* **PROMPT**:
Reproduce all the lines below exactly and omit the images.

#####

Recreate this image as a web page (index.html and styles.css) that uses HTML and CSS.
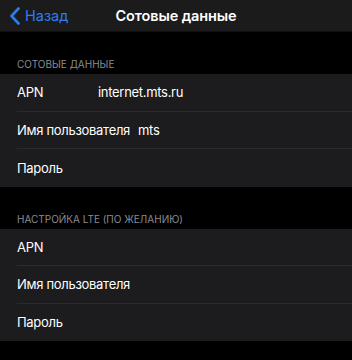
FILE: index.html
```html
<!DOCTYPE html>
<html lang="ru">
<head>
  <meta charset="UTF-8">
  <meta name="viewport" content="width=device-width, initial-scale=1.0">
  <title>Сотовые данные</title>
  <link rel="stylesheet" href="styles.css">
</head>
<body>
  <header class="nav-bar">
    <a class="back-link" href="#">
      <svg class="back-chevron" width="12" height="18" viewBox="0 0 12 18">
        <path d="M9.5 1.5 L2.5 9 L9.5 16.5" fill="none" stroke="currentColor" stroke-width="2.6" stroke-linecap="round" stroke-linejoin="round"/>
      </svg>
      <span>Назад</span>
    </a>
    <h1 class="nav-title">Сотовые данные</h1>
  </header>

  <section class="group">
    <h2 class="group-header">Сотовые данные</h2>
    <ul class="group-list">
      <li class="row"><span class="row-label">APN</span><span class="row-value">internet.mts.ru</span></li>
      <li class="row"><span class="row-label">Имя пользователя</span><span class="row-value row-value-tight">mts</span></li>
      <li class="row"><span class="row-label">Пароль</span></li>
    </ul>
  </section>

  <section class="group">
    <h2 class="group-header">Настройка LTE (по желанию)</h2>
    <ul class="group-list">
      <li class="row"><span class="row-label">APN</span></li>
      <li class="row"><span class="row-label">Имя пользователя</span></li>
      <li class="row"><span class="row-label">Пароль</span></li>
    </ul>
  </section>
</body>
</html>
```

FILE: styles.css
```css
/* Global Styles */
body {
    margin: 0;
    padding: 0;
    background-color: #000000;
    color: #ffffff;
    font-family: Inter, "Liberation Sans", sans-serif;
    -webkit-font-smoothing: antialiased;
}

/* Navigation bar */
.nav-bar {
    position: relative;
    display: flex;
    align-items: center;
    justify-content: center;
    height: 31px;
    background-color: #1b1b1c;
    border-bottom: 1px solid #101010;
}

.back-link {
    position: absolute;
    left: 9px;
    top: 0;
    bottom: 0;
    display: flex;
    align-items: center;
    gap: 4px;
    color: #2f7cf0;
    text-decoration: none;
    font-size: 14.5px;
}

.back-chevron {
    display: block;
}

.nav-title {
    margin: 0;
    font-size: 14.5px;
    font-weight: 600;
    letter-spacing: -0.1px;
}

/* Grouped list */
.group-header {
    margin: 0;
    padding: 26px 17px 4px;
    font-size: 10px;
    line-height: 12px;
    font-weight: 400;
    text-transform: uppercase;
    color: #8b8b90;
}

.group-list {
    list-style: none;
    margin: 0;
    padding: 0;
    background-color: #1c1c1e;
}

.row {
    box-sizing: border-box;
    display: flex;
    align-items: center;
    height: 37.5px;
    margin-left: 17px;
    font-size: 13px;
    letter-spacing: -0.3px;
    border-bottom: 1px solid #2b2b2d;
}

.row:last-child {
    border-bottom: none;
}

.row-label {
    min-width: 81px;
}

.row-value-tight {
    margin-left: 8px;
}
```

#####

* **ANSWER TO THE TASK**:
Recreate this image as a web page (index.html and styles.css) that uses HTML and CSS.
FILE: index.html
```html
<!DOCTYPE html>
<html lang="ru">
<head>
  <meta charset="UTF-8">
  <meta name="viewport" content="width=device-width, initial-scale=1.0">
  <title>Сотовые данные</title>
  <link rel="stylesheet" href="styles.css">
</head>
<body>
  <header class="nav-bar">
    <a class="back-link" href="#">
      <svg class="back-chevron" width="12" height="18" viewBox="0 0 12 18">
        <path d="M9.5 1.5 L2.5 9 L9.5 16.5" fill="none" stroke="currentColor" stroke-width="2.6" stroke-linecap="round" stroke-linejoin="round"/>
      </svg>
      <span>Назад</span>
    </a>
    <h1 class="nav-title">Сотовые данные</h1>
  </header>

  <section class="group">
    <h2 class="group-header">Сотовые данные</h2>
    <ul class="group-list">
      <li class="row"><span class="row-label">APN</span><span class="row-value">internet.mts.ru</span></li>
      <li class="row"><span class="row-label">Имя пользователя</span><span class="row-value row-value-tight">mts</span></li>
      <li class="row"><span class="row-label">Пароль</span></li>
    </ul>
  </section>

  <section class="group">
    <h2 class="group-header">Настройка LTE (по желанию)</h2>
    <ul class="group-list">
      <li class="row"><span class="row-label">APN</span></li>
      <li class="row"><span class="row-label">Имя пользователя</span></li>
      <li class="row"><span class="row-label">Пароль</span></li>
    </ul>
  </section>
</body>
</html>
```

FILE: styles.css
```css
/* Global Styles */
body {
    margin: 0;
    padding: 0;
    background-color: #000000;
    color: #ffffff;
    font-family: Inter, "Liberation Sans", sans-serif;
    -webkit-font-smoothing: antialiased;
}

/* Navigation bar */
.nav-bar {
    position: relative;
    display: flex;
    align-items: center;
    justify-content: center;
    height: 31px;
    background-color: #1b1b1c;
    border-bottom: 1px solid #101010;
}

.back-link {
    position: absolute;
    left: 9px;
    top: 0;
    bottom: 0;
    display: flex;
    align-items: center;
    gap: 4px;
    color: #2f7cf0;
    text-decoration: none;
    font-size: 14.5px;
}

.back-chevron {
    display: block;
}

.nav-title {
    margin: 0;
    font-size: 14.5px;
    font-weight: 600;
    letter-spacing: -0.1px;
}

/* Grouped list */
.group-header {
    margin: 0;
    padding: 26px 17px 4px;
    font-size: 10px;
    line-height: 12px;
    font-weight: 400;
    text-transform: uppercase;
    color: #8b8b90;
}

.group-list {
    list-style: none;
    margin: 0;
    padding: 0;
    background-color: #1c1c1e;
}

.row {
    box-sizing: border-box;
    display: flex;
    align-items: center;
    height: 37.5px;
    margin-left: 17px;
    font-size: 13px;
    letter-spacing: -0.3px;
    border-bottom: 1px solid #2b2b2d;
}

.row:last-child {
    border-bottom: none;
}

.row-label {
    min-width: 81px;
}

.row-value-tight {
    margin-left: 8px;
}
```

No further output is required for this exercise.